--- Interface markup and scripts ---

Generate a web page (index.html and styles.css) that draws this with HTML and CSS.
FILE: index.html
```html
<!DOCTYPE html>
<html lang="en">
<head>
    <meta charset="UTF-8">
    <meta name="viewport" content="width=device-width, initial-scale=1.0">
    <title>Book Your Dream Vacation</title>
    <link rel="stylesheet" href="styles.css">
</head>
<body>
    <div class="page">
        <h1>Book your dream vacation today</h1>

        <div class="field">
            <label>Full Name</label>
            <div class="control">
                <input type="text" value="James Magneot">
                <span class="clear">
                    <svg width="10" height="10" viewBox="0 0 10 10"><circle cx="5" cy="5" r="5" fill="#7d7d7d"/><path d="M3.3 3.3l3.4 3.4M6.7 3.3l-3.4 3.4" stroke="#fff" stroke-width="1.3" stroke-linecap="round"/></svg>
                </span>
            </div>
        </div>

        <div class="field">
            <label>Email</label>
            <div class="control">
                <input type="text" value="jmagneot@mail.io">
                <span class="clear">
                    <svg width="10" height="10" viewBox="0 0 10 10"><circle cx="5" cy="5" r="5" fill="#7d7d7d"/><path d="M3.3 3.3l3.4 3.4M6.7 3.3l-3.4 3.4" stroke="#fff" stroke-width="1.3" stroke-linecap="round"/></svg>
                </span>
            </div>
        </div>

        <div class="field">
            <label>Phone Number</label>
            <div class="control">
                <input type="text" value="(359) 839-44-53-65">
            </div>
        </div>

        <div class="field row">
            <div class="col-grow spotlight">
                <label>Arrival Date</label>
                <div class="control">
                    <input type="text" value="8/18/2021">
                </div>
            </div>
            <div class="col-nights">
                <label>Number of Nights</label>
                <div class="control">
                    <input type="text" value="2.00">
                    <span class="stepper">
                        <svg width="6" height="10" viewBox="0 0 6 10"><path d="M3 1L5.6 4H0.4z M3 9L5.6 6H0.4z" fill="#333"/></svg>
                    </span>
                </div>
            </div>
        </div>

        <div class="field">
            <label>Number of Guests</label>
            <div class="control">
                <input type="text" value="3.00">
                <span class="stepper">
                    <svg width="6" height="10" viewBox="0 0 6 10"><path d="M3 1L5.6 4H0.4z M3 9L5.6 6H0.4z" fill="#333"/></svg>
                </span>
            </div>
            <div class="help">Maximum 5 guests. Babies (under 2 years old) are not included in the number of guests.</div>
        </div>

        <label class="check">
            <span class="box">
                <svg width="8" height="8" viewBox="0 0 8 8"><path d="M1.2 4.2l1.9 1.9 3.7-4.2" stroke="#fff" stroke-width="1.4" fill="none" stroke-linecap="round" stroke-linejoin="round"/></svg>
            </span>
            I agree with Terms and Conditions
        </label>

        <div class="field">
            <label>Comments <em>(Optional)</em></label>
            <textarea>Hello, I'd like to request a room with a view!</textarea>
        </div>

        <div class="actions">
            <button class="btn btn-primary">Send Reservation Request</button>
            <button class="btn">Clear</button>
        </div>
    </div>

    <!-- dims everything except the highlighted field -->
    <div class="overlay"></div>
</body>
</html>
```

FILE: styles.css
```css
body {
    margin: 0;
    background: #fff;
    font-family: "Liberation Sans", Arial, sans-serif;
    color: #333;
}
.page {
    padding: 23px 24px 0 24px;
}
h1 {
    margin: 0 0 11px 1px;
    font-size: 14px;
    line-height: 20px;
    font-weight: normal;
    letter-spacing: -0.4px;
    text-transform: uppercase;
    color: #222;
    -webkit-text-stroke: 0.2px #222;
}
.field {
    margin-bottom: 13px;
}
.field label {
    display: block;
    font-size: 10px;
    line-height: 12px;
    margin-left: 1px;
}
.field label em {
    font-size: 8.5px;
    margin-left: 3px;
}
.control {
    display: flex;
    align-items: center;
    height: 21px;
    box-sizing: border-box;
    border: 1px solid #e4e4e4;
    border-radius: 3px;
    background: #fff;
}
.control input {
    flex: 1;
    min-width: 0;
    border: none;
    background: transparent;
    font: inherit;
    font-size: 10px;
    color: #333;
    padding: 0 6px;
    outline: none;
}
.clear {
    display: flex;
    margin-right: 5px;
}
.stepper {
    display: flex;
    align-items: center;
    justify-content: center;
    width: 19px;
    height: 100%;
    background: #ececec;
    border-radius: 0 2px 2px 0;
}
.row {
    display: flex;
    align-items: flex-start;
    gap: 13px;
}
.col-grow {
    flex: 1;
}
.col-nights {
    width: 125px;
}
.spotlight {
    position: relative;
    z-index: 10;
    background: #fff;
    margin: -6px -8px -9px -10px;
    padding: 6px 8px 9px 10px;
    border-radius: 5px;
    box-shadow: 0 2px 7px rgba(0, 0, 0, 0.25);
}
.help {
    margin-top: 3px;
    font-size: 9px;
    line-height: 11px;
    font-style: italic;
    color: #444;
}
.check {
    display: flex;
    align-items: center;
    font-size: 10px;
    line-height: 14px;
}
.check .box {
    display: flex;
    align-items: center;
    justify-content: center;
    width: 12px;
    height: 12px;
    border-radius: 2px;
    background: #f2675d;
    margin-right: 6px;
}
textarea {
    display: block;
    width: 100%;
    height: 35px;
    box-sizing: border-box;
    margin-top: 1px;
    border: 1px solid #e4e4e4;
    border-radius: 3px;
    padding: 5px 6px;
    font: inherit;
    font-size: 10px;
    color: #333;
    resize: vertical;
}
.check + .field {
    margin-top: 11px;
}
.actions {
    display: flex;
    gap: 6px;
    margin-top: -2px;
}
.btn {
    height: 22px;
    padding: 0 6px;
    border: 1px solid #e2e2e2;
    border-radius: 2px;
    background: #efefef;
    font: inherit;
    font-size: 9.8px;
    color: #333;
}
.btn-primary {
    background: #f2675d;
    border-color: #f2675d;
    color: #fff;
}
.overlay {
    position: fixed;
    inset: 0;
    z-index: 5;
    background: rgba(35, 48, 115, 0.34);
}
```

* * *

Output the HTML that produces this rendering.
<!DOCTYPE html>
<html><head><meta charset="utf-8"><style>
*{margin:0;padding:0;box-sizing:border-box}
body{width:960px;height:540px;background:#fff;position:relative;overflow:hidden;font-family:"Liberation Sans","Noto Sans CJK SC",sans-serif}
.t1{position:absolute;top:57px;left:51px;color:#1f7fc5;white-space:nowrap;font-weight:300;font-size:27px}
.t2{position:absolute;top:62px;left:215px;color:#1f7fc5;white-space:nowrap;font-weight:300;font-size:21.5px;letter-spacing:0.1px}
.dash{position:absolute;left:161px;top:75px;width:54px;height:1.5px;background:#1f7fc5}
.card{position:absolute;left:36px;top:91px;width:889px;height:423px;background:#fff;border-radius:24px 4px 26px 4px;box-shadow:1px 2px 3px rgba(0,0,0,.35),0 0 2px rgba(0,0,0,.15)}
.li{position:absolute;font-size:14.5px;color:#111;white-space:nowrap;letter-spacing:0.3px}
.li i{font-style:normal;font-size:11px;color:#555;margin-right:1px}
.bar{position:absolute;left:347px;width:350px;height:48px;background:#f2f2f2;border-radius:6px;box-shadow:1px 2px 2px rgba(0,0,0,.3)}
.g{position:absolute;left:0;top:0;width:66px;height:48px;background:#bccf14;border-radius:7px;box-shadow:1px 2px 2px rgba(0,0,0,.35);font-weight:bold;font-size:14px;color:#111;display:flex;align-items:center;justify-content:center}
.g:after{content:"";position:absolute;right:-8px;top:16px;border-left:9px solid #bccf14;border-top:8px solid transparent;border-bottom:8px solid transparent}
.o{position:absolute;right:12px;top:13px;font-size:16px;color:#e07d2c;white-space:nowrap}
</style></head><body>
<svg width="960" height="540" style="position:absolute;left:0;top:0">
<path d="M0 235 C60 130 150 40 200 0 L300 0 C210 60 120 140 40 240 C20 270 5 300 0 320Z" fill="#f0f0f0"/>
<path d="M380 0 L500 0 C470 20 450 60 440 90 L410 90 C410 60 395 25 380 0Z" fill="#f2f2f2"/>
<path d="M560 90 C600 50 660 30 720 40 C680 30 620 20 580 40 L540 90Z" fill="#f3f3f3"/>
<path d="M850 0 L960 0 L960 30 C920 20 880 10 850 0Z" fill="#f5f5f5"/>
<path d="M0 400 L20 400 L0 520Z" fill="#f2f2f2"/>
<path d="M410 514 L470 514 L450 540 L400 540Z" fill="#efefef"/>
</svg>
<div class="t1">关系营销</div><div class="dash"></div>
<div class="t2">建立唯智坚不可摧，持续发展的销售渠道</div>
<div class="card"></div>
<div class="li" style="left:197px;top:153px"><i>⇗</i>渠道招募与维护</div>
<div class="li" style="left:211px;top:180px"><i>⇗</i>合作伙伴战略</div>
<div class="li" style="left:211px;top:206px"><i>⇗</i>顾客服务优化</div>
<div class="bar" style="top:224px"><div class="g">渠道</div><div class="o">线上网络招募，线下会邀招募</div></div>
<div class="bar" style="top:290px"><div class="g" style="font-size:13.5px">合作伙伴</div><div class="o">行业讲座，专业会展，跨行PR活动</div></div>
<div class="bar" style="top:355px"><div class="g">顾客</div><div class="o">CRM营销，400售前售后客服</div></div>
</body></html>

--- Given task ---
Find every line that holds "with" and copy it.

--- Output of the exercise ---
Generate a web page (index.html and styles.css) that draws this with HTML and CSS.
            I agree with Terms and Conditions
            <textarea>Hello, I'd like to request a room with a view!</textarea>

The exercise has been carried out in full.